◆ **Prompt**
From the listing that follows, extract every line and set it down unaltered.

◆ **Material provided**
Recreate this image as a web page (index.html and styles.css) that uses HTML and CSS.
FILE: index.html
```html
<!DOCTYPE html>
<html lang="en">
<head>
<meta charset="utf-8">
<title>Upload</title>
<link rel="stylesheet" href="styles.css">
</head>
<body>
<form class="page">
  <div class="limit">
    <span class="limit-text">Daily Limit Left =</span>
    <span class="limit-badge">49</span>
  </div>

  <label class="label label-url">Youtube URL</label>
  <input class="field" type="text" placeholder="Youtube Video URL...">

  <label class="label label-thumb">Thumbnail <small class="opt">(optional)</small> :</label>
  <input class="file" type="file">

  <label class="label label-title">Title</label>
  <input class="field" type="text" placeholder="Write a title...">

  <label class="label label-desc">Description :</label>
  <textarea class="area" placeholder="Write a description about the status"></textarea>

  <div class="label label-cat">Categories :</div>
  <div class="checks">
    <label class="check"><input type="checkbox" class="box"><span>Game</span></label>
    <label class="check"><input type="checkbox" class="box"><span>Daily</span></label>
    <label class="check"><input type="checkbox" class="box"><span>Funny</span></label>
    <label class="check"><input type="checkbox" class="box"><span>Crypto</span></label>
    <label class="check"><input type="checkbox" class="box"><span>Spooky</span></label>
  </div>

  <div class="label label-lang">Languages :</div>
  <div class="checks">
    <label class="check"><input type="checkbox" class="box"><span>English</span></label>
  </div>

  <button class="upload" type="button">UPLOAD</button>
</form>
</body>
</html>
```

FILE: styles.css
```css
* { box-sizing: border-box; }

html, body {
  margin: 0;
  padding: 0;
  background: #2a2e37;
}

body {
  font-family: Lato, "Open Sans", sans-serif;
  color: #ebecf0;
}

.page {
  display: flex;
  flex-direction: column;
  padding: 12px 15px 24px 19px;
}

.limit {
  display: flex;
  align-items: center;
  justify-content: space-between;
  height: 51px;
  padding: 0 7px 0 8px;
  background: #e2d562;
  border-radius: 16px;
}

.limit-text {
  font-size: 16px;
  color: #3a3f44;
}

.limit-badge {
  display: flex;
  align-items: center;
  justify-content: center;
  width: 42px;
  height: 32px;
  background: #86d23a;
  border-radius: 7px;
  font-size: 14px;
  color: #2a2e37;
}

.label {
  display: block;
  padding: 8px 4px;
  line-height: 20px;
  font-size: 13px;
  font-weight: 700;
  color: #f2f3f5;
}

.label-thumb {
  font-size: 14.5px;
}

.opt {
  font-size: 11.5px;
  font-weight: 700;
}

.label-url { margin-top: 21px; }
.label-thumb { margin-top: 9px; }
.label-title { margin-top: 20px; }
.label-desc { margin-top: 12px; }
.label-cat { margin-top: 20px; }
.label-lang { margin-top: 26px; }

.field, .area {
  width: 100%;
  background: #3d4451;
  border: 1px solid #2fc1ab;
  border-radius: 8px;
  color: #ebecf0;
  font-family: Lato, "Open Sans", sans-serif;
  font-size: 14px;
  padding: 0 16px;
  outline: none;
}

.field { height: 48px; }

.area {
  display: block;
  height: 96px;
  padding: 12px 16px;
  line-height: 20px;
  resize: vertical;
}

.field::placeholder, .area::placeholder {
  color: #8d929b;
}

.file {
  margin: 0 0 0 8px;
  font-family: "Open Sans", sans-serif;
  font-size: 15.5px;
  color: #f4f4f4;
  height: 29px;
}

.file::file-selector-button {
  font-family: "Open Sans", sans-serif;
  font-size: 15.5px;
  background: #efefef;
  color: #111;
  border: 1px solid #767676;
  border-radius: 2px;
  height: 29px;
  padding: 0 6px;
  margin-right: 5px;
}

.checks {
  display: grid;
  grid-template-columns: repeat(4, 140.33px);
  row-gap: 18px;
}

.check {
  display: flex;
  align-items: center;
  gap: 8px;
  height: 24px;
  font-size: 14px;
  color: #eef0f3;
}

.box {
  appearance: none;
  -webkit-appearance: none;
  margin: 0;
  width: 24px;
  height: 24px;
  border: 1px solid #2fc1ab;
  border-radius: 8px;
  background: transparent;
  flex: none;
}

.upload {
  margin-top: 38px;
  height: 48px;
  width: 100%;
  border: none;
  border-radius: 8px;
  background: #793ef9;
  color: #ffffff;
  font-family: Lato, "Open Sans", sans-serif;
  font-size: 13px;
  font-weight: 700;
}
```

◆ **Task result**
Recreate this image as a web page (index.html and styles.css) that uses HTML and CSS.
FILE: index.html
```html
<!DOCTYPE html>
<html lang="en">
<head>
<meta charset="utf-8">
<title>Upload</title>
<link rel="stylesheet" href="styles.css">
</head>
<body>
<form class="page">
  <div class="limit">
    <span class="limit-text">Daily Limit Left =</span>
    <span class="limit-badge">49</span>
  </div>

  <label class="label label-url">Youtube URL</label>
  <input class="field" type="text" placeholder="Youtube Video URL...">

  <label class="label label-thumb">Thumbnail <small class="opt">(optional)</small> :</label>
  <input class="file" type="file">

  <label class="label label-title">Title</label>
  <input class="field" type="text" placeholder="Write a title...">

  <label class="label label-desc">Description :</label>
  <textarea class="area" placeholder="Write a description about the status"></textarea>

  <div class="label label-cat">Categories :</div>
  <div class="checks">
    <label class="check"><input type="checkbox" class="box"><span>Game</span></label>
    <label class="check"><input type="checkbox" class="box"><span>Daily</span></label>
    <label class="check"><input type="checkbox" class="box"><span>Funny</span></label>
    <label class="check"><input type="checkbox" class="box"><span>Crypto</span></label>
    <label class="check"><input type="checkbox" class="box"><span>Spooky</span></label>
  </div>

  <div class="label label-lang">Languages :</div>
  <div class="checks">
    <label class="check"><input type="checkbox" class="box"><span>English</span></label>
  </div>

  <button class="upload" type="button">UPLOAD</button>
</form>
</body>
</html>
```

FILE: styles.css
```css
* { box-sizing: border-box; }

html, body {
  margin: 0;
  padding: 0;
  background: #2a2e37;
}

body {
  font-family: Lato, "Open Sans", sans-serif;
  color: #ebecf0;
}

.page {
  display: flex;
  flex-direction: column;
  padding: 12px 15px 24px 19px;
}

.limit {
  display: flex;
  align-items: center;
  justify-content: space-between;
  height: 51px;
  padding: 0 7px 0 8px;
  background: #e2d562;
  border-radius: 16px;
}

.limit-text {
  font-size: 16px;
  color: #3a3f44;
}

.limit-badge {
  display: flex;
  align-items: center;
  justify-content: center;
  width: 42px;
  height: 32px;
  background: #86d23a;
  border-radius: 7px;
  font-size: 14px;
  color: #2a2e37;
}

.label {
  display: block;
  padding: 8px 4px;
  line-height: 20px;
  font-size: 13px;
  font-weight: 700;
  color: #f2f3f5;
}

.label-thumb {
  font-size: 14.5px;
}

.opt {
  font-size: 11.5px;
  font-weight: 700;
}

.label-url { margin-top: 21px; }
.label-thumb { margin-top: 9px; }
.label-title { margin-top: 20px; }
.label-desc { margin-top: 12px; }
.label-cat { margin-top: 20px; }
.label-lang { margin-top: 26px; }

.field, .area {
  width: 100%;
  background: #3d4451;
  border: 1px solid #2fc1ab;
  border-radius: 8px;
  color: #ebecf0;
  font-family: Lato, "Open Sans", sans-serif;
  font-size: 14px;
  padding: 0 16px;
  outline: none;
}

.field { height: 48px; }

.area {
  display: block;
  height: 96px;
  padding: 12px 16px;
  line-height: 20px;
  resize: vertical;
}

.field::placeholder, .area::placeholder {
  color: #8d929b;
}

.file {
  margin: 0 0 0 8px;
  font-family: "Open Sans", sans-serif;
  font-size: 15.5px;
  color: #f4f4f4;
  height: 29px;
}

.file::file-selector-button {
  font-family: "Open Sans", sans-serif;
  font-size: 15.5px;
  background: #efefef;
  color: #111;
  border: 1px solid #767676;
  border-radius: 2px;
  height: 29px;
  padding: 0 6px;
  margin-right: 5px;
}

.checks {
  display: grid;
  grid-template-columns: repeat(4, 140.33px);
  row-gap: 18px;
}

.check {
  display: flex;
  align-items: center;
  gap: 8px;
  height: 24px;
  font-size: 14px;
  color: #eef0f3;
}

.box {
  appearance: none;
  -webkit-appearance: none;
  margin: 0;
  width: 24px;
  height: 24px;
  border: 1px solid #2fc1ab;
  border-radius: 8px;
  background: transparent;
  flex: none;
}

.upload {
  margin-top: 38px;
  height: 48px;
  width: 100%;
  border: none;
  border-radius: 8px;
  background: #793ef9;
  color: #ffffff;
  font-family: Lato, "Open Sans", sans-serif;
  font-size: 13px;
  font-weight: 700;
}
```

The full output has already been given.